From the original questioner:
I can get the primer and the clear coat, but not the custom color matching I will need. Believe me, I would much rather spray that than latex.

From contributor C:

You would be better off using Zinnser shellac primer if you're going with latex over it. This will give you an opaque surface for the latex and bonds just as well as clear shellac. I don't use a non-bleeder gun, so someone else will have to answer that. With a bleeder gun, it is sufficient to only thin 5 to 10% depending on the brand of latex chosen (use a premium brand since your client is willing to pay big money). The Flowtrol should not be necessary, but you can use if you need. After the latex I would use an acrylic - either solvent (my choice) or, if you prefer, water. In this way you will get no yellowing. You can get by without a clear coat only if the product is formulated to withstand heavy use and the easy cleaning type, but having to clear coat there gives more protection for sure and makes cleaning easier than the latex alone.

From contributor S:
You must have a local paint store. Most will have Degussa (Huls) colorants 896 series. Have them tint it for you. Slip them a couple of bucks and I'm sure they will help you out.

From contributor A:
Zinssers is fine. WB lacquer... eh, okay - better than latex? My druthers would be 100% acrylic if you can't get color lacquer.

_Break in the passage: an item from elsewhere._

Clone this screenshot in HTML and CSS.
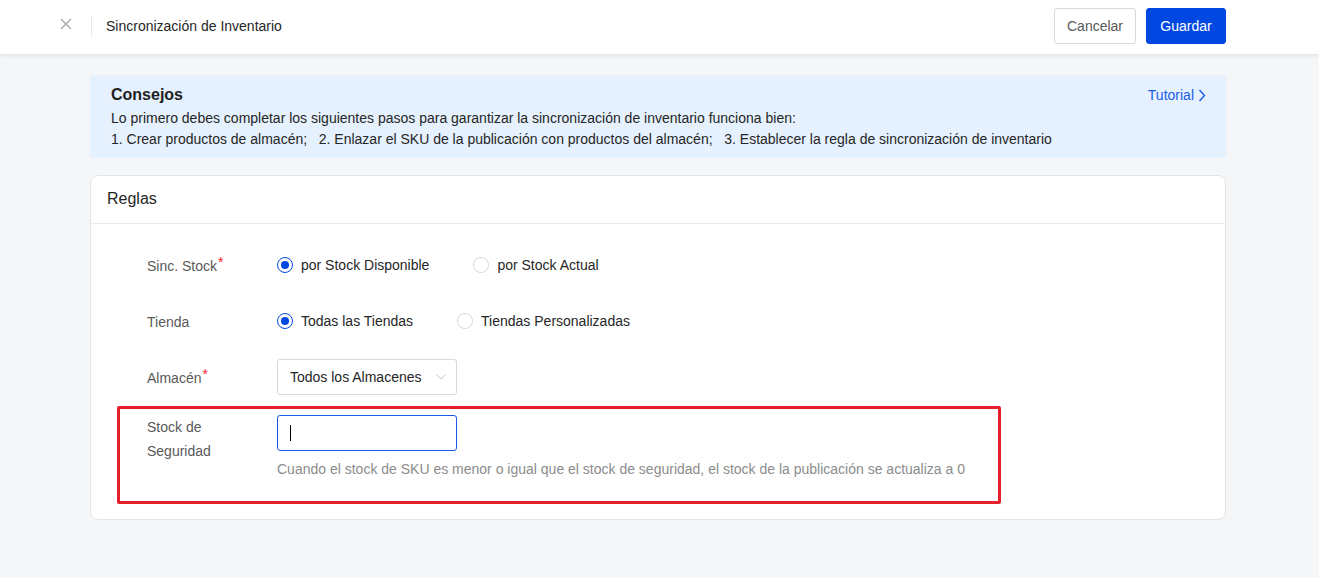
FILE: index.html
```html
<!DOCTYPE html>
<html lang="es">
<head>
<meta charset="utf-8">
<title>Sincronización de Inventario</title>
<link rel="stylesheet" href="styles.css">
</head>
<body>
<header class="topbar">
  <div class="topbar-left">
    <span class="close-btn" aria-label="Cerrar">
      <svg width="12" height="12" viewBox="0 0 12 12"><path d="M1 1L11 11M11 1L1 11" stroke="#a3a3a3" stroke-width="1.2" fill="none"/></svg>
    </span>
    <span class="vdivider"></span>
    <span class="page-title">Sincronización de Inventario</span>
  </div>
  <div class="topbar-actions">
    <button class="btn btn-default">Cancelar</button>
    <button class="btn btn-primary">Guardar</button>
  </div>
</header>

<main class="content">
  <section class="tips">
    <div class="tips-text">
      <div class="tips-title">Consejos</div>
      <div class="tips-line">Lo primero debes completar los siguientes pasos para garantizar la sincronización de inventario funciona bien:</div>
      <div class="tips-line">1. Crear productos de almacén;&nbsp;&nbsp;&nbsp;2. Enlazar el SKU de la publicación con productos del almacén;&nbsp;&nbsp;&nbsp;3. Establecer la regla de sincronización de inventario</div>
    </div>
    <a class="tutorial" href="#">Tutorial
      <svg width="8" height="13" viewBox="0 0 8 13"><path d="M1.5 1L6.5 6.5L1.5 12" stroke="#1a5be6" stroke-width="1.4" fill="none"/></svg>
    </a>
  </section>

  <section class="card">
    <div class="card-header">Reglas</div>
    <div class="card-body">
      <div class="form-row">
        <div class="form-label">Sinc. Stock<span class="req">*</span></div>
        <div class="form-control radios">
          <label class="radio checked"><span class="radio-dot"></span>por Stock Disponible</label>
          <label class="radio"><span class="radio-dot"></span>por Stock Actual</label>
        </div>
      </div>
      <div class="form-row">
        <div class="form-label">Tienda</div>
        <div class="form-control radios">
          <label class="radio checked"><span class="radio-dot"></span>Todas las Tiendas</label>
          <label class="radio"><span class="radio-dot"></span>Tiendas Personalizadas</label>
        </div>
      </div>
      <div class="form-row">
        <div class="form-label">Almacén<span class="req">*</span></div>
        <div class="form-control">
          <div class="select">
            <span>Todos los Almacenes</span>
            <svg width="10" height="6" viewBox="0 0 10 6"><path d="M0.5 0.5L5 5L9.5 0.5" stroke="#c4c4c4" stroke-width="1" fill="none"/></svg>
          </div>
        </div>
      </div>
      <div class="form-row form-row-last">
        <div class="form-label multiline">Stock de<br>Seguridad</div>
        <div class="form-control stacked">
          <div class="input focused"><span class="caret"></span></div>
          <div class="hint">Cuando el stock de SKU es menor o igual que el stock de seguridad, el stock de la publicación se actualiza a 0</div>
        </div>
      </div>
    </div>
    <div class="highlight-box"></div>
  </section>
</main>
</body>
</html>
```

FILE: styles.css
```css
* { box-sizing: border-box; }

html, body {
  margin: 0;
  padding: 0;
  height: 100%;
}

body {
  background: #f5f6f8;
  font-family: "Liberation Sans", Arial, sans-serif;
  color: #262626;
  font-size: 14px;
}

.topbar {
  height: 54px;
  background: #fff;
  box-shadow: 0 2px 4px rgba(0, 0, 0, 0.08);
  display: flex;
  align-items: center;
  justify-content: space-between;
  padding: 0 93px 0 60px;
  position: relative;
}

.topbar-left {
  display: flex;
  align-items: center;
  margin-top: -2px;
}

.close-btn {
  width: 12px;
  height: 12px;
  display: flex;
  margin-right: 19px;
  margin-top: -4px;
}

.vdivider {
  width: 1px;
  height: 20px;
  background: #e8e8e8;
  margin-right: 14px;
}

.page-title {
  font-size: 14px;
  color: #262626;
}

.topbar-actions {
  display: flex;
  gap: 10px;
  margin-top: -3px;
}

.btn {
  height: 36px;
  border-radius: 3px;
  font-family: "Liberation Sans", Arial, sans-serif;
  font-size: 14px;
  padding: 0 12px;
  cursor: pointer;
}

.btn-default {
  background: #fff;
  border: 1px solid #d9d9d9;
  color: #595959;
  width: 82px;
}

.btn-primary {
  background: #0148e3;
  border: 1px solid #0148e3;
  color: #fff;
  width: 80px;
}

.content {
  padding: 21px 93px 0 90px;
}

.tips {
  background: #e5f1fe;
  border-radius: 4px;
  padding: 9px 20px 8px 21px;
  display: flex;
  justify-content: space-between;
  align-items: flex-start;
}

.tips-title {
  font-size: 16px;
  font-weight: bold;
  line-height: 22px;
  margin-bottom: 2px;
  color: #1f1f1f;
}

.tips-line {
  line-height: 21px;
  color: #262626;
}

.tutorial {
  color: #1a5be6;
  text-decoration: none;
  font-size: 14px;
  display: flex;
  align-items: center;
  gap: 4px;
  margin-top: 3px;
}

.card {
  margin-top: 17px;
  background: #fff;
  border: 1px solid #e4e5e7;
  border-radius: 8px;
  position: relative;
}

.card-header {
  height: 48px;
  line-height: 46px;
  padding: 0 16px;
  font-size: 16px;
  color: #262626;
  border-bottom: 1px solid #ebebeb;
}

.card-body {
  padding: 23px 0 40px 56px;
}

.form-row {
  display: flex;
  margin-bottom: 20px;
}

.form-row-last {
  margin-bottom: 0;
}

.form-label {
  width: 130px;
  height: 36px;
  line-height: 36px;
  color: #595959;
  flex-shrink: 0;
  padding-top: 1px;
}

.form-label.multiline {
  line-height: 24px;
  height: auto;
  padding-top: 0;
}

.req {
  color: #f5222d;
  position: relative;
  top: -4px;
  margin-left: 1px;
}

.form-control {
  display: flex;
  align-items: center;
  min-height: 36px;
}

.form-control.stacked {
  flex-direction: column;
  align-items: flex-start;
}

.radio {
  display: flex;
  align-items: center;
  gap: 8px;
  margin-right: 44px;
  color: #262626;
  cursor: pointer;
  line-height: 20px;
  margin-top: -1px;
}

.radio-dot {
  width: 16px;
  height: 16px;
  border-radius: 50%;
  border: 1px solid #d9d9d9;
  background: #fff;
  position: relative;
  flex-shrink: 0;
}

.radio.checked .radio-dot {
  border-color: #0148e3;
}

.radio.checked .radio-dot::after {
  content: "";
  position: absolute;
  width: 8px;
  height: 8px;
  border-radius: 50%;
  background: #0148e3;
  left: 3px;
  top: 3px;
}

.select {
  width: 180px;
  height: 36px;
  border: 1px solid #d9d9d9;
  border-radius: 3px;
  display: flex;
  align-items: center;
  justify-content: space-between;
  padding: 0 10px 0 12px;
  color: #262626;
}

.input {
  width: 180px;
  height: 36px;
  border: 1px solid #d9d9d9;
  border-radius: 3px;
  display: flex;
  align-items: center;
  padding: 0 12px;
}

.input.focused {
  border-color: #1a5be6;
}

.caret {
  width: 1px;
  height: 16px;
  background: #000;
}

.hint {
  color: #8c8c8c;
  line-height: 20px;
  margin-top: 8px;
}

.highlight-box {
  position: absolute;
  left: 26px;
  top: 230px;
  width: 884px;
  height: 98px;
  border: 3px solid #e6202b;
  border-radius: 2px;
  pointer-events: none;
}
```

Contributor C, you use the terms "acrylic" and "latex" as if they are the same, or am I not understanding something?

From contributor C:
Very compatible, but not quite the same chemistry. Latex is an emulsion base acrylic usually manufactured for a base for industrial and commercial use that is normally pigmented by the coatings companies formulating the end product. It is purchased by SW, BM, etc. in this condition and all the other additives and pigments, etc added to finish off the product lines requirements. There are many starting latex emulsions available for this purpose. Clear acrylic coatings are made generally in two types - water emulsion and solvent base. Both chemistries are different even though both can be made as or into enamels. Suffice to say - if you tried using the base latex paint emulsion by itself as a clear coat for wood, the results will be quite different than ones formulated for wood coatings. You would not be happy with the results.

From contributor M:
Get the MLC Polystar if it's available. My distributor will color match to any major paint manufacturer's colors. Otherwise Sherwin Williams ProClassic is decent as well as Muralo's Ultra. These are both waterborne acrylic topcoats. Both can be tinted in the store. Both spray very well with little fuss.

From contributor Y:
I second the Proclassic from SW. Just reduce a little and it sprays very well, just doesn't dry as fast as lacquer.

From contributor B:
This is a no-brainer. First off, don't use latex! Bad move, dries too slow. I use General Finish's WB white undercoat/SS and have my local paint shop tint them for me. I shoot a couple of coats to get my color right, then shoot a couple of clear coats. Case closed. Dyno finish. You could also use GF's white poly or lacquer and have your local paint shop tint it for you (they all use the same WB UTCs) or you could have GF tint it for you. They have numerous colors on file and can custom match if you supply the sample. I've use this method on several high-end kitchens and furniture projects with great results.

From contributor C:
When you're going by a commercial latex brand, look for those with the highest amounts of true acrylics - ethyl/methyl acrylates. Not necessarily by manufacturer. Latex - the product of the rubber tree - is not contained in commercial paints labeled "latex". This has just become a common name for a series of synthetic polymers used in their formulation. PVAs, vinyl acrylic, etc. Though the can may state it's 100% acrylic, that does not mean it is 100% methyl or ethyl acrylate (true acrylic) - these are much more expensive to use than other lesser acrylates, and a softer and less durable finish results in a typical formulation of 70 or 80% vinyl styrene and only 20 or 30% of the true acrylic polymer. PVAs are also used, which make the film softer, also like the vinyls. The manufacturer and their outlets normally won't tell you that a paint that is designated 100% acrylic only means they are a mixture of 2 to 4 acrylic type of resins. The best way to tell if you have an inferior acrylic latex paint is, after it dries, to splash water on it and see if it goes a couple of shades lighter than the dry areas. If it does, you'll know it's made with a good degree of vinyl and possibly PVA and only a small portion of true acrylic resin. Also the cost will help you out - if it's twice as much as their next base paint, it will most likely be because the true acrylates are being used in larger quantities. The more true acrylates in the paint the better all the good qualities of the true acrylates will be - better adhesion, hold out, cleanability, gloss retention, etc. Since there in no actual latex in the paint, you can also ensure any customer that asks because of latex allergies, that yours does not contain any. You'll find in using true acrylate paints (just like with what you're using as waterbase clear coats), the more it contains, the better the end results.

From contributor M:
I concur with most of contributor C's description. At the end of the day, latex (no latex glues in the solution) paints are meant for walls. They are not designed for painting cabinetry. They do a poor job of painting interior trim in houses. Often the newer paints - ProClassic, Ultra, BJ WB Impervo (I believe) - are 100% acrylic. The professional types often mix poly in with the acrylics. As contributor C stated, latex describes a type of chemistry rather than the rubbery stuff from trees. In my experience there is no additive that keeps latex from spraying like fluff. It needs to be topcoated for durability.

From contributor U:
DSI in Nashville carries ML Campbell and can color match for you. When spraying something new, I prefer to use one company's line rather than mixing and matching.

From the original questioner:
DSI matches the Magnamax, but not the Polystar. "We don't do much volume in waterborne," quote the rep. He did say it needed glycol based colorants. Is that something the paint store could handle?

From contributor E:

There are two more ideas I didn't see posted. One is Target's USL lacquer. It can be tinted at any local paint store for custom matching. The other is good old fashioned milk paint. Ask any refinisher about how durable it is.